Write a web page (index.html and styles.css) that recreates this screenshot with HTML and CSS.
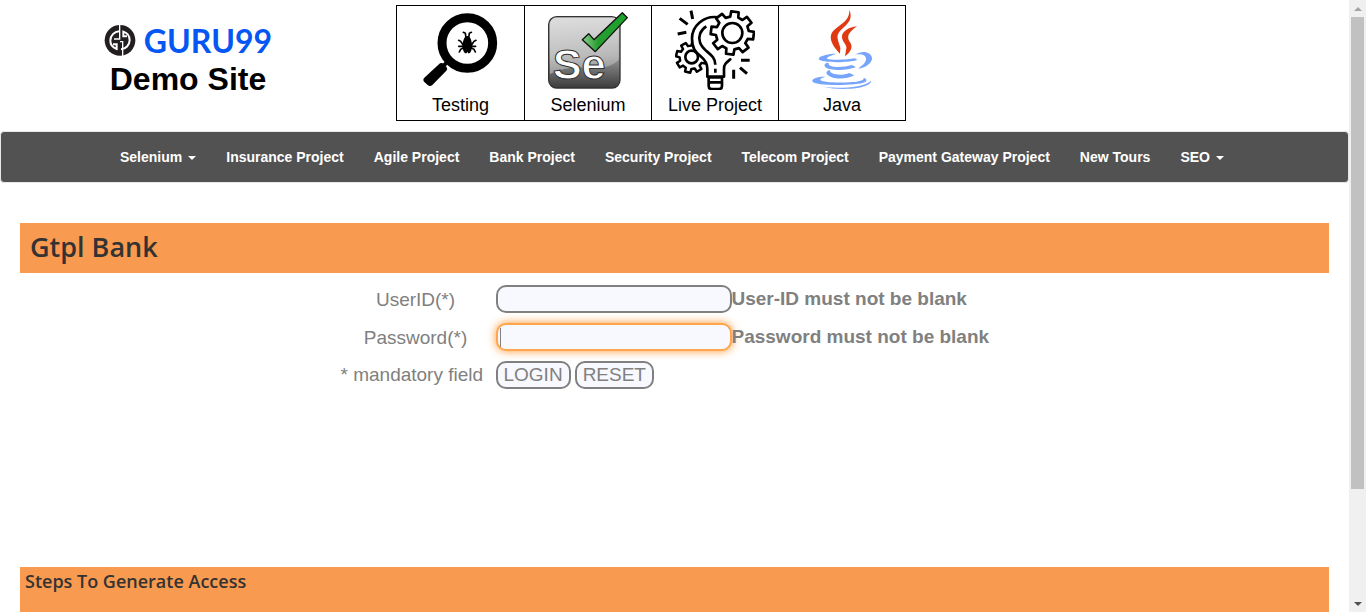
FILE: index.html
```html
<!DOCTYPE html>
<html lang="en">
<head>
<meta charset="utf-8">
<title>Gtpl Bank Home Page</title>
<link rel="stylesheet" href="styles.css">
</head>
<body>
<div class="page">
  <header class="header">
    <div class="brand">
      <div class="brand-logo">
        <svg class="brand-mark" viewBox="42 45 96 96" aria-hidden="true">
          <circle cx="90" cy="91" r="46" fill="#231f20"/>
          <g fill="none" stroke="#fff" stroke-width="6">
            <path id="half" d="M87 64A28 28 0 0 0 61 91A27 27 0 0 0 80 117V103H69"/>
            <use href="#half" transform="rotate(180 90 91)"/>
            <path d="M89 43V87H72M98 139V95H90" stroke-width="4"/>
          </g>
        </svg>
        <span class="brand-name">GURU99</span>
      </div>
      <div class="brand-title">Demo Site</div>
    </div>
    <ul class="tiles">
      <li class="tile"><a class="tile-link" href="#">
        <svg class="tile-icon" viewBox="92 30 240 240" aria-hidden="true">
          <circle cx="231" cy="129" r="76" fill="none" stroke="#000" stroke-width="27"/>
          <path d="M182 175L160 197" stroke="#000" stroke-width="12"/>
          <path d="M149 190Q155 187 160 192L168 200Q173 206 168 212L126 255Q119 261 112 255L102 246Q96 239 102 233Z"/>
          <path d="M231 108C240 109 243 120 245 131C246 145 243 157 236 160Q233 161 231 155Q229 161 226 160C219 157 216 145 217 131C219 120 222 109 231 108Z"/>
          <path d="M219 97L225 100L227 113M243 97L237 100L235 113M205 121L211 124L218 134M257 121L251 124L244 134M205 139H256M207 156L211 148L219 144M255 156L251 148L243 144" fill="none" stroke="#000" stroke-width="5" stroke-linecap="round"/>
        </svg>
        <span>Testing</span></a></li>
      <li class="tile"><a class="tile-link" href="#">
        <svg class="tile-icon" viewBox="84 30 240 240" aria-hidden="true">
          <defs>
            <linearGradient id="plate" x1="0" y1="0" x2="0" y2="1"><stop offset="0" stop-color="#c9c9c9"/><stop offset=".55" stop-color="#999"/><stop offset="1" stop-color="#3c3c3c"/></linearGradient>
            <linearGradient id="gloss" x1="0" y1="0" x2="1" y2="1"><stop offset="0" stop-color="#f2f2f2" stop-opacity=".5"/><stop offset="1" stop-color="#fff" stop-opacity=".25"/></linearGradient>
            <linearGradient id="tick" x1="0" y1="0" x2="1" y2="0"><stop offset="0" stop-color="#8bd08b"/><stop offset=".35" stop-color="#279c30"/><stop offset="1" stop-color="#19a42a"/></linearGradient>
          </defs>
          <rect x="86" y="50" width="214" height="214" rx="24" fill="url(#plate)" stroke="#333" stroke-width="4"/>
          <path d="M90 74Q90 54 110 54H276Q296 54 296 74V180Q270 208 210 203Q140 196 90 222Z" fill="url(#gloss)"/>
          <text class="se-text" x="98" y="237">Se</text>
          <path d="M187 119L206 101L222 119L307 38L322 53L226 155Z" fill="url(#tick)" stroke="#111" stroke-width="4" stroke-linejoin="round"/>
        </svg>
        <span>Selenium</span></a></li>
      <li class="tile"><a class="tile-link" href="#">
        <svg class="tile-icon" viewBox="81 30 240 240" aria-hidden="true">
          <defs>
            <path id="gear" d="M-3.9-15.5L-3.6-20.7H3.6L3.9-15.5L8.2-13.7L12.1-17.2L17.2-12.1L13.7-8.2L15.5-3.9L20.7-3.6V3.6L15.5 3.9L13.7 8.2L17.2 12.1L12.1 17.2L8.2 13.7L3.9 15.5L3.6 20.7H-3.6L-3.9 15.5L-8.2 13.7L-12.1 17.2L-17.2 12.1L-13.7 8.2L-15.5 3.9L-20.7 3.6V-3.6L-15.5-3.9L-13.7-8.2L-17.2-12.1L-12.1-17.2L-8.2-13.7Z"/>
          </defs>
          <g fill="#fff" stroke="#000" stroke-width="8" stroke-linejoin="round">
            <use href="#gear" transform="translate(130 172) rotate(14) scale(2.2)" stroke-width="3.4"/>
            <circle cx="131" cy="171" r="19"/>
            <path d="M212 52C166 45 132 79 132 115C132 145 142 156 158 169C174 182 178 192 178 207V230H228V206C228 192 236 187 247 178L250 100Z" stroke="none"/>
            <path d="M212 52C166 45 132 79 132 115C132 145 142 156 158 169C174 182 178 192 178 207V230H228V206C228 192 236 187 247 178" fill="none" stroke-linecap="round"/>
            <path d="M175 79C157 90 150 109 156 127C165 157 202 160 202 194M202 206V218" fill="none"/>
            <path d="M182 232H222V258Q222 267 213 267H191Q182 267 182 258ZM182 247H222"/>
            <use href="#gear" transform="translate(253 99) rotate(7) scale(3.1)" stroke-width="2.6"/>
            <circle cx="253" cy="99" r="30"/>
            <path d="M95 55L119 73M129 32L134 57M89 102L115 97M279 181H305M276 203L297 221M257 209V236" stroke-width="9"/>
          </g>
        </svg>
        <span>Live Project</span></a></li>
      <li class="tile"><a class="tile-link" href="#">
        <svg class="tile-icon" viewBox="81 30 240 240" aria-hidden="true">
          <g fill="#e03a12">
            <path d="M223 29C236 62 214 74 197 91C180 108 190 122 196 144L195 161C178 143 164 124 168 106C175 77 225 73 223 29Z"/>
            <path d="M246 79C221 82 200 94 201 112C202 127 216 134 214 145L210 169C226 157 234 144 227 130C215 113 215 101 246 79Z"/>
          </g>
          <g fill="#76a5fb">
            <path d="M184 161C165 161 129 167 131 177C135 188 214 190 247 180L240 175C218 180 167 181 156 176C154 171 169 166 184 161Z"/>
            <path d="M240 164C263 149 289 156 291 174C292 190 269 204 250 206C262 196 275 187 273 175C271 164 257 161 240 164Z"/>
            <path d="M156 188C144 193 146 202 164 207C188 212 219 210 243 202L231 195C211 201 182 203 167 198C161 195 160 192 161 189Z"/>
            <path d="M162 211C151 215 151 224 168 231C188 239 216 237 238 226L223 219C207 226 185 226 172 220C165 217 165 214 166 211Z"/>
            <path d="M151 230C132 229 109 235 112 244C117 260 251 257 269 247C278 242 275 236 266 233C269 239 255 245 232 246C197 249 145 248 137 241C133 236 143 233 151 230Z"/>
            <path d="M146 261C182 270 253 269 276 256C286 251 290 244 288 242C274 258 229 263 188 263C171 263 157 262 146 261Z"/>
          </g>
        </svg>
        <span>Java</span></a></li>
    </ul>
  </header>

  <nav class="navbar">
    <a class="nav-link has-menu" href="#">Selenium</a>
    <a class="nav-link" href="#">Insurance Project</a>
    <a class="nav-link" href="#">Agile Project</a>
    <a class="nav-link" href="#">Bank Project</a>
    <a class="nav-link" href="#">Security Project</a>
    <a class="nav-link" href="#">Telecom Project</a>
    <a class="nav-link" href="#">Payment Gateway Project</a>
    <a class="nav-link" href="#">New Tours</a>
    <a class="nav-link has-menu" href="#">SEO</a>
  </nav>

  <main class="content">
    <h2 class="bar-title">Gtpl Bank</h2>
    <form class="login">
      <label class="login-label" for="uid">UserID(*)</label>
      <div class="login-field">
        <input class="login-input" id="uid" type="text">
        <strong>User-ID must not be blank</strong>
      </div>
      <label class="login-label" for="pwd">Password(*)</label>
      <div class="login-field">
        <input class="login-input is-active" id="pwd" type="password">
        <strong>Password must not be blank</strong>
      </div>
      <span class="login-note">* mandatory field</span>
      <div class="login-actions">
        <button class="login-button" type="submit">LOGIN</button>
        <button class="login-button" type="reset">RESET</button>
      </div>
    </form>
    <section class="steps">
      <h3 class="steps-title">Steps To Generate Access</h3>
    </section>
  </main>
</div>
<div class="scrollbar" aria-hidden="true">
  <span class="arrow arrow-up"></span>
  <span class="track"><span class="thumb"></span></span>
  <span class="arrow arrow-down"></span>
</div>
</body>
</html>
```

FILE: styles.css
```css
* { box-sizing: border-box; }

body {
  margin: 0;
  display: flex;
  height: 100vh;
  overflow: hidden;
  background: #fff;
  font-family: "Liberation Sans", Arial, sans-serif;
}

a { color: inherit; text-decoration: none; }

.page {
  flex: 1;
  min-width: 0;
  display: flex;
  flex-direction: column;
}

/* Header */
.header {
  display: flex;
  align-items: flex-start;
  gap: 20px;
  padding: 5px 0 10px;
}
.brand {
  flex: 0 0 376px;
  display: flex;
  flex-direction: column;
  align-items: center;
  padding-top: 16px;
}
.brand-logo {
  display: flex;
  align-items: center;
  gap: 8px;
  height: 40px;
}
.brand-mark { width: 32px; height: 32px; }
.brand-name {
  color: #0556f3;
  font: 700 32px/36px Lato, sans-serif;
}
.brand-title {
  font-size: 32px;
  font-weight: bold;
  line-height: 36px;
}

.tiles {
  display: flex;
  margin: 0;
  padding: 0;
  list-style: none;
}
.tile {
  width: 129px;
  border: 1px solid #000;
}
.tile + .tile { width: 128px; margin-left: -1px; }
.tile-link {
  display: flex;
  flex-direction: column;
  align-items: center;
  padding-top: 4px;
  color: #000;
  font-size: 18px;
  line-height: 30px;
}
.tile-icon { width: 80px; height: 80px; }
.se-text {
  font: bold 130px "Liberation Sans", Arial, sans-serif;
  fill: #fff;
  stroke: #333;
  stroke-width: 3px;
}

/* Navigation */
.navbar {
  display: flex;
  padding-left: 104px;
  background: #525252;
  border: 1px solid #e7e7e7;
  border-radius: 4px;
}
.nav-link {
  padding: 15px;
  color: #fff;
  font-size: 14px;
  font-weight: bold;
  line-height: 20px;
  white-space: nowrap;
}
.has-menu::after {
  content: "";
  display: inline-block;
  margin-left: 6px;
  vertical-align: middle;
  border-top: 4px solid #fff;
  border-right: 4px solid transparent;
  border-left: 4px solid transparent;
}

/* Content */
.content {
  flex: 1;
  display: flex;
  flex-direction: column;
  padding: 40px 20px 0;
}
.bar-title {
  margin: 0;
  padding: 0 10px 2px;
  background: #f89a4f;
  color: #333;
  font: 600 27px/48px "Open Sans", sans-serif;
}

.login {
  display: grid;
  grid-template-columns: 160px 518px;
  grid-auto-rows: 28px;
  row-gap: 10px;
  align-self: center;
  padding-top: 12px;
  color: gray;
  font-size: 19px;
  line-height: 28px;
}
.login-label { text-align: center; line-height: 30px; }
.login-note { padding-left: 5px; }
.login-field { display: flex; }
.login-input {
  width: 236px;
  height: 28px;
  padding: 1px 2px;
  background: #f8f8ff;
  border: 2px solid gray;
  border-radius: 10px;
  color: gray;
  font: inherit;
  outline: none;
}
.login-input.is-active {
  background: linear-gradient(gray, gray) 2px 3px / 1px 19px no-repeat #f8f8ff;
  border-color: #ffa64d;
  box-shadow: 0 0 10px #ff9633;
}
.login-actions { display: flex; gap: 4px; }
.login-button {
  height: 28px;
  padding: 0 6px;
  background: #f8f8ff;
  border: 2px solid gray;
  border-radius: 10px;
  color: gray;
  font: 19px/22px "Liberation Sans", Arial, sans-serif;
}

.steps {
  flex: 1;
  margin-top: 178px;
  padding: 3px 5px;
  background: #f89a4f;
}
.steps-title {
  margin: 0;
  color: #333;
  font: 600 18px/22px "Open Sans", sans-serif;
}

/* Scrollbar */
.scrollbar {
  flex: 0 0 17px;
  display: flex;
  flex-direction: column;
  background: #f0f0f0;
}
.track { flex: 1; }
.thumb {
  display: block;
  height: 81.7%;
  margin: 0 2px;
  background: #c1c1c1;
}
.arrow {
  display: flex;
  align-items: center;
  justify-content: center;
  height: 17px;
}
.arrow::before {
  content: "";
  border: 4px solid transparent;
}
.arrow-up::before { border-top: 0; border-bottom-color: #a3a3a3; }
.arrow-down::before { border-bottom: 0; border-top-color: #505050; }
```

○ ○ ○ ○

_Problem statement_
Determine how many lines of the material include the string "styles". Output only that count.

_Result of this exercise_
3